=== WHAT THE EXERCISE ASKS ===
Each record below should be output verbatim, without pictures.

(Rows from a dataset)
* start *
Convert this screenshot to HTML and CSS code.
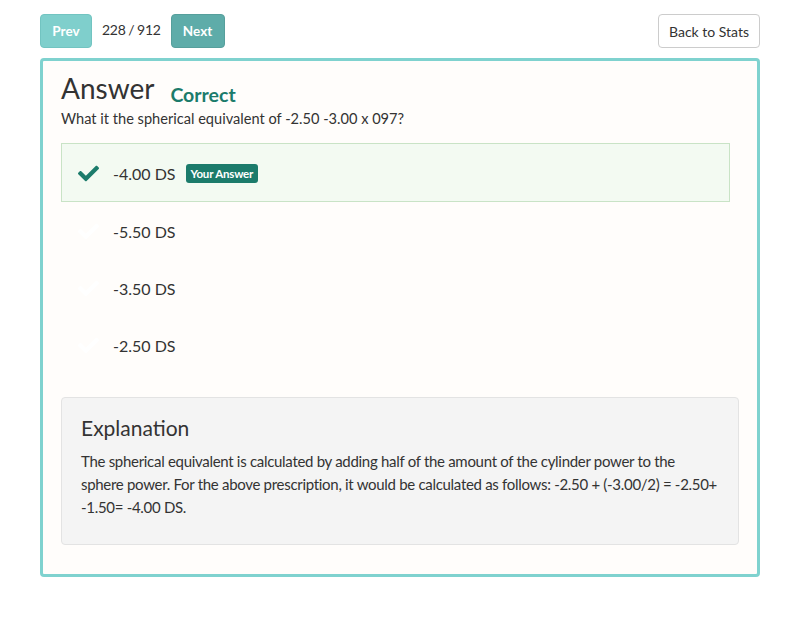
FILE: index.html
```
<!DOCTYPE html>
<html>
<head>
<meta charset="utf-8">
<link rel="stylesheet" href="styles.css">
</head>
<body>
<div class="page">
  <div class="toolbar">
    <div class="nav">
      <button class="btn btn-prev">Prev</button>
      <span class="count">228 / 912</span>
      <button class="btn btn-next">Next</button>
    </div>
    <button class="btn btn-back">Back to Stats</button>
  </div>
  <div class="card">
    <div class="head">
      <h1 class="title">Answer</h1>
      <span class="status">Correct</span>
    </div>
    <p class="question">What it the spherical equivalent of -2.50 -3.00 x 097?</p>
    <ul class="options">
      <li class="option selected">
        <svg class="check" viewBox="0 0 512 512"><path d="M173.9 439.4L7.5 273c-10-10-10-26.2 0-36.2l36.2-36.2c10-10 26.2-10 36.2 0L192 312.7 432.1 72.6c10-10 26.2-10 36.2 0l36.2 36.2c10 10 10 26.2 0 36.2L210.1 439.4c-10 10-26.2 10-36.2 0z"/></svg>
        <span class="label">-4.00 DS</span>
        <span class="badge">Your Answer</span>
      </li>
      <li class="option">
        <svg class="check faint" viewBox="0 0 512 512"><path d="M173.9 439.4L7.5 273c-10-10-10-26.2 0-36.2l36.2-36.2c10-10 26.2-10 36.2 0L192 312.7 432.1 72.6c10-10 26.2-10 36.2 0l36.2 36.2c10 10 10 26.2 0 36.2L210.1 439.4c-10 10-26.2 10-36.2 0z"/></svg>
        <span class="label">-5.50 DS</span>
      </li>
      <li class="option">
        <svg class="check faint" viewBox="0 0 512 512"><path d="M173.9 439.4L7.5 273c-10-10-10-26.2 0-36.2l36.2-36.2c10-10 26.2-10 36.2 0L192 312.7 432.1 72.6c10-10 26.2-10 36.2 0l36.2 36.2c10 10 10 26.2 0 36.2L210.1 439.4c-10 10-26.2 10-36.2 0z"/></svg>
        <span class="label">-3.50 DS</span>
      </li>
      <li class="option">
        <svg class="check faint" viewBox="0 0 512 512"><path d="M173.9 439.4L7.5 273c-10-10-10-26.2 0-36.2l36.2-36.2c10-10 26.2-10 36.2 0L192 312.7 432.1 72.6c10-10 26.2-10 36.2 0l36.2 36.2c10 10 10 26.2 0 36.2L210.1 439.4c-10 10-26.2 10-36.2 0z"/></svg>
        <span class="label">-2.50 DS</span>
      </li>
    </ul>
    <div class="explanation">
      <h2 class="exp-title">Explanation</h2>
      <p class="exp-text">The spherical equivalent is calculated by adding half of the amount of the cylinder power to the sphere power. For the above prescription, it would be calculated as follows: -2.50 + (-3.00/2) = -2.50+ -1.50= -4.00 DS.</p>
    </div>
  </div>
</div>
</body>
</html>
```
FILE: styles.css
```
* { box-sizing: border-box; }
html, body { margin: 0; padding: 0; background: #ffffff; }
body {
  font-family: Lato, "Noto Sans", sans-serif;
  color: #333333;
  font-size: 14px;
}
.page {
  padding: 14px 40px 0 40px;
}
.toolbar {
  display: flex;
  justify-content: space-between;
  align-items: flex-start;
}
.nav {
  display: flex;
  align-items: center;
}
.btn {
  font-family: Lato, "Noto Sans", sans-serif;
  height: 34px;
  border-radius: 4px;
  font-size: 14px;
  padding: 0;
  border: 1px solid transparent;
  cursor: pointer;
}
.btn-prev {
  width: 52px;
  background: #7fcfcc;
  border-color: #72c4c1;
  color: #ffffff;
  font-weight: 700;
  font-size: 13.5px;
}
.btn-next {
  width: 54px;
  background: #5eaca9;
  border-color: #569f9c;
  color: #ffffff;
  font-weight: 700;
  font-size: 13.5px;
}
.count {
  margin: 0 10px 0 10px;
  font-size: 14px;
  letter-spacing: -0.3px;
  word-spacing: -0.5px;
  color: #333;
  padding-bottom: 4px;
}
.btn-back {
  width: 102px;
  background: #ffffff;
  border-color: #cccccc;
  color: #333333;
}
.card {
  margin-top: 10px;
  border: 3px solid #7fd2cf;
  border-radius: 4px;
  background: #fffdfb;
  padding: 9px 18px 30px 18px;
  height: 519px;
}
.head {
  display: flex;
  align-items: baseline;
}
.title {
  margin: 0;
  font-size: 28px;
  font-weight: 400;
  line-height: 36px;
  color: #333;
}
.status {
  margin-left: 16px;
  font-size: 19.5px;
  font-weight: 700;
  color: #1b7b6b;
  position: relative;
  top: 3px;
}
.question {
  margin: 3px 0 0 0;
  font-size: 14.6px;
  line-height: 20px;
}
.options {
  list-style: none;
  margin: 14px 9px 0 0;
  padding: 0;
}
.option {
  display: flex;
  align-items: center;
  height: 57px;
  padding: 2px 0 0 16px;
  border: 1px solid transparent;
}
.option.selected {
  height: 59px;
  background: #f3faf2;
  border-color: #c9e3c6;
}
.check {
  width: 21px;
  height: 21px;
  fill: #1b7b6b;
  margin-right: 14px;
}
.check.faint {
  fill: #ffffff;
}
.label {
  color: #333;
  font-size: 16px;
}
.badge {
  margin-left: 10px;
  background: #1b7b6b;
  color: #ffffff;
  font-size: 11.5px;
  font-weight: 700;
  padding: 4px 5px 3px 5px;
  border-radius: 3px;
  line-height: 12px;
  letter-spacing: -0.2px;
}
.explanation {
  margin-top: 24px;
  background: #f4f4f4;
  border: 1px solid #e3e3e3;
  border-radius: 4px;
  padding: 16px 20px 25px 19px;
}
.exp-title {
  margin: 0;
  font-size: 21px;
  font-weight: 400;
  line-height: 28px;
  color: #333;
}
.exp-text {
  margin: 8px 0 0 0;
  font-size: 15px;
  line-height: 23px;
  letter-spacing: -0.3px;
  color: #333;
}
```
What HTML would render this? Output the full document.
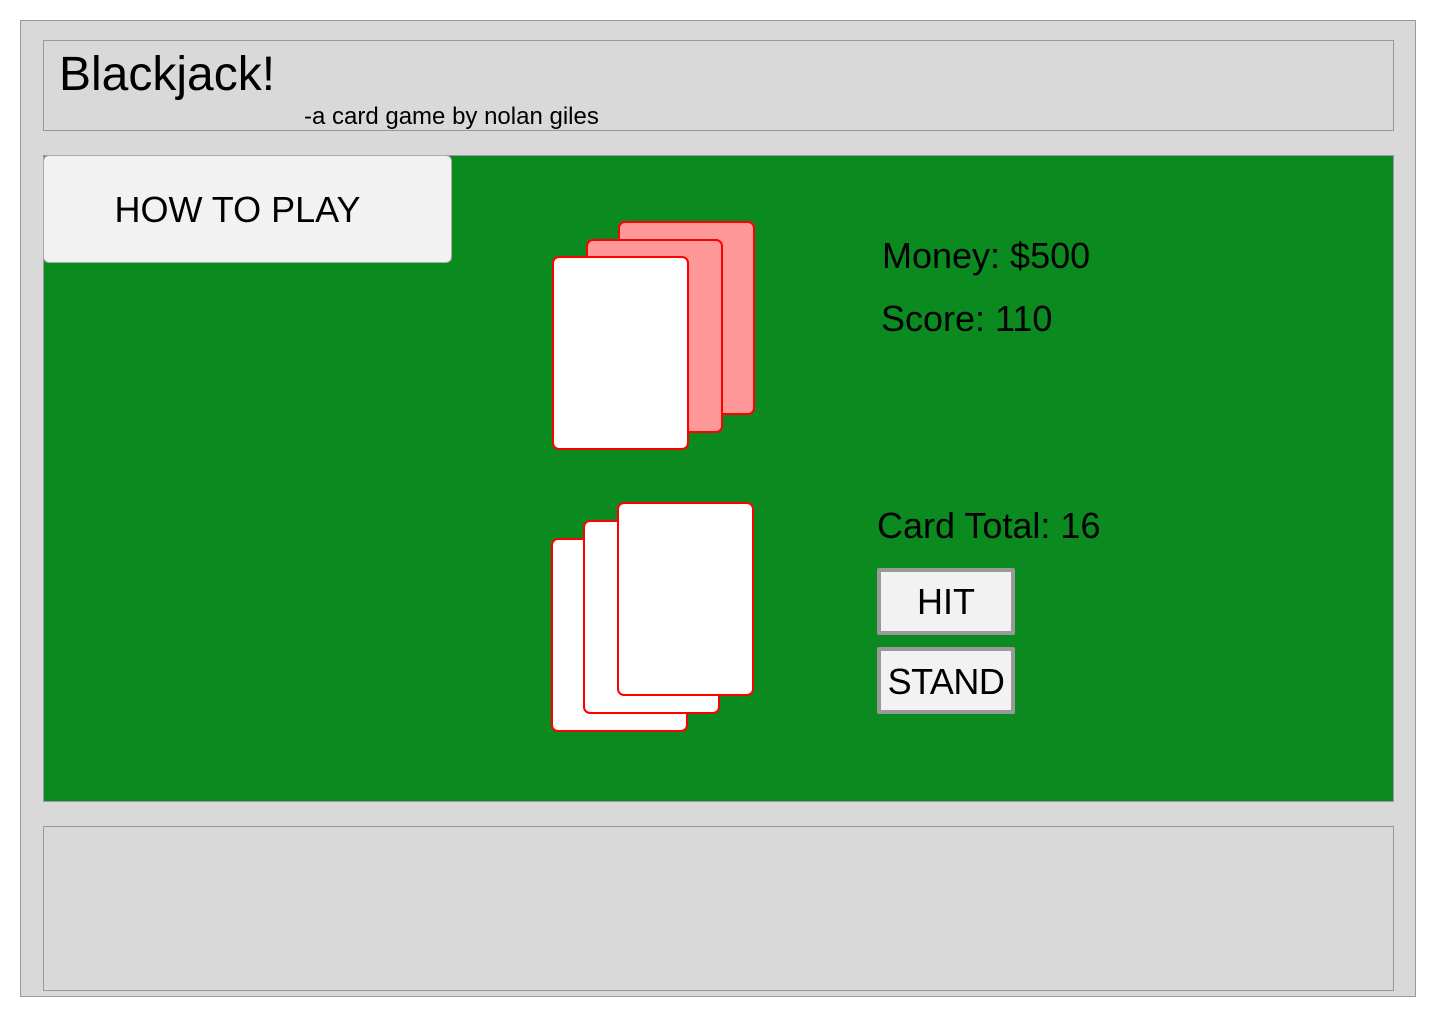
* end *
=== RESULT OF THIS EXERCISE ===
Convert this screenshot to HTML and CSS code.
FILE: index.html
```
<!DOCTYPE html>
<html>
<head>
<meta charset="utf-8">
<link rel="stylesheet" href="styles.css">
</head>
<body>
<div class="page">
  <div class="toolbar">
    <div class="nav">
      <button class="btn btn-prev">Prev</button>
      <span class="count">228 / 912</span>
      <button class="btn btn-next">Next</button>
    </div>
    <button class="btn btn-back">Back to Stats</button>
  </div>
  <div class="card">
    <div class="head">
      <h1 class="title">Answer</h1>
      <span class="status">Correct</span>
    </div>
    <p class="question">What it the spherical equivalent of -2.50 -3.00 x 097?</p>
    <ul class="options">
      <li class="option selected">
        <svg class="check" viewBox="0 0 512 512"><path d="M173.9 439.4L7.5 273c-10-10-10-26.2 0-36.2l36.2-36.2c10-10 26.2-10 36.2 0L192 312.7 432.1 72.6c10-10 26.2-10 36.2 0l36.2 36.2c10 10 10 26.2 0 36.2L210.1 439.4c-10 10-26.2 10-36.2 0z"/></svg>
        <span class="label">-4.00 DS</span>
        <span class="badge">Your Answer</span>
      </li>
      <li class="option">
        <svg class="check faint" viewBox="0 0 512 512"><path d="M173.9 439.4L7.5 273c-10-10-10-26.2 0-36.2l36.2-36.2c10-10 26.2-10 36.2 0L192 312.7 432.1 72.6c10-10 26.2-10 36.2 0l36.2 36.2c10 10 10 26.2 0 36.2L210.1 439.4c-10 10-26.2 10-36.2 0z"/></svg>
        <span class="label">-5.50 DS</span>
      </li>
      <li class="option">
        <svg class="check faint" viewBox="0 0 512 512"><path d="M173.9 439.4L7.5 273c-10-10-10-26.2 0-36.2l36.2-36.2c10-10 26.2-10 36.2 0L192 312.7 432.1 72.6c10-10 26.2-10 36.2 0l36.2 36.2c10 10 10 26.2 0 36.2L210.1 439.4c-10 10-26.2 10-36.2 0z"/></svg>
        <span class="label">-3.50 DS</span>
      </li>
      <li class="option">
        <svg class="check faint" viewBox="0 0 512 512"><path d="M173.9 439.4L7.5 273c-10-10-10-26.2 0-36.2l36.2-36.2c10-10 26.2-10 36.2 0L192 312.7 432.1 72.6c10-10 26.2-10 36.2 0l36.2 36.2c10 10 10 26.2 0 36.2L210.1 439.4c-10 10-26.2 10-36.2 0z"/></svg>
        <span class="label">-2.50 DS</span>
      </li>
    </ul>
    <div class="explanation">
      <h2 class="exp-title">Explanation</h2>
      <p class="exp-text">The spherical equivalent is calculated by adding half of the amount of the cylinder power to the sphere power. For the above prescription, it would be calculated as follows: -2.50 + (-3.00/2) = -2.50+ -1.50= -4.00 DS.</p>
    </div>
  </div>
</div>
</body>
</html>
```
FILE: styles.css
```
* { box-sizing: border-box; }
html, body { margin: 0; padding: 0; background: #ffffff; }
body {
  font-family: Lato, "Noto Sans", sans-serif;
  color: #333333;
  font-size: 14px;
}
.page {
  padding: 14px 40px 0 40px;
}
.toolbar {
  display: flex;
  justify-content: space-between;
  align-items: flex-start;
}
.nav {
  display: flex;
  align-items: center;
}
.btn {
  font-family: Lato, "Noto Sans", sans-serif;
  height: 34px;
  border-radius: 4px;
  font-size: 14px;
  padding: 0;
  border: 1px solid transparent;
  cursor: pointer;
}
.btn-prev {
  width: 52px;
  background: #7fcfcc;
  border-color: #72c4c1;
  color: #ffffff;
  font-weight: 700;
  font-size: 13.5px;
}
.btn-next {
  width: 54px;
  background: #5eaca9;
  border-color: #569f9c;
  color: #ffffff;
  font-weight: 700;
  font-size: 13.5px;
}
.count {
  margin: 0 10px 0 10px;
  font-size: 14px;
  letter-spacing: -0.3px;
  word-spacing: -0.5px;
  color: #333;
  padding-bottom: 4px;
}
.btn-back {
  width: 102px;
  background: #ffffff;
  border-color: #cccccc;
  color: #333333;
}
.card {
  margin-top: 10px;
  border: 3px solid #7fd2cf;
  border-radius: 4px;
  background: #fffdfb;
  padding: 9px 18px 30px 18px;
  height: 519px;
}
.head {
  display: flex;
  align-items: baseline;
}
.title {
  margin: 0;
  font-size: 28px;
  font-weight: 400;
  line-height: 36px;
  color: #333;
}
.status {
  margin-left: 16px;
  font-size: 19.5px;
  font-weight: 700;
  color: #1b7b6b;
  position: relative;
  top: 3px;
}
.question {
  margin: 3px 0 0 0;
  font-size: 14.6px;
  line-height: 20px;
}
.options {
  list-style: none;
  margin: 14px 9px 0 0;
  padding: 0;
}
.option {
  display: flex;
  align-items: center;
  height: 57px;
  padding: 2px 0 0 16px;
  border: 1px solid transparent;
}
.option.selected {
  height: 59px;
  background: #f3faf2;
  border-color: #c9e3c6;
}
.check {
  width: 21px;
  height: 21px;
  fill: #1b7b6b;
  margin-right: 14px;
}
.check.faint {
  fill: #ffffff;
}
.label {
  color: #333;
  font-size: 16px;
}
.badge {
  margin-left: 10px;
  background: #1b7b6b;
  color: #ffffff;
  font-size: 11.5px;
  font-weight: 700;
  padding: 4px 5px 3px 5px;
  border-radius: 3px;
  line-height: 12px;
  letter-spacing: -0.2px;
}
.explanation {
  margin-top: 24px;
  background: #f4f4f4;
  border: 1px solid #e3e3e3;
  border-radius: 4px;
  padding: 16px 20px 25px 19px;
}
.exp-title {
  margin: 0;
  font-size: 21px;
  font-weight: 400;
  line-height: 28px;
  color: #333;
}
.exp-text {
  margin: 8px 0 0 0;
  font-size: 15px;
  line-height: 23px;
  letter-spacing: -0.3px;
  color: #333;
}
```
What HTML would render this? Output the full document.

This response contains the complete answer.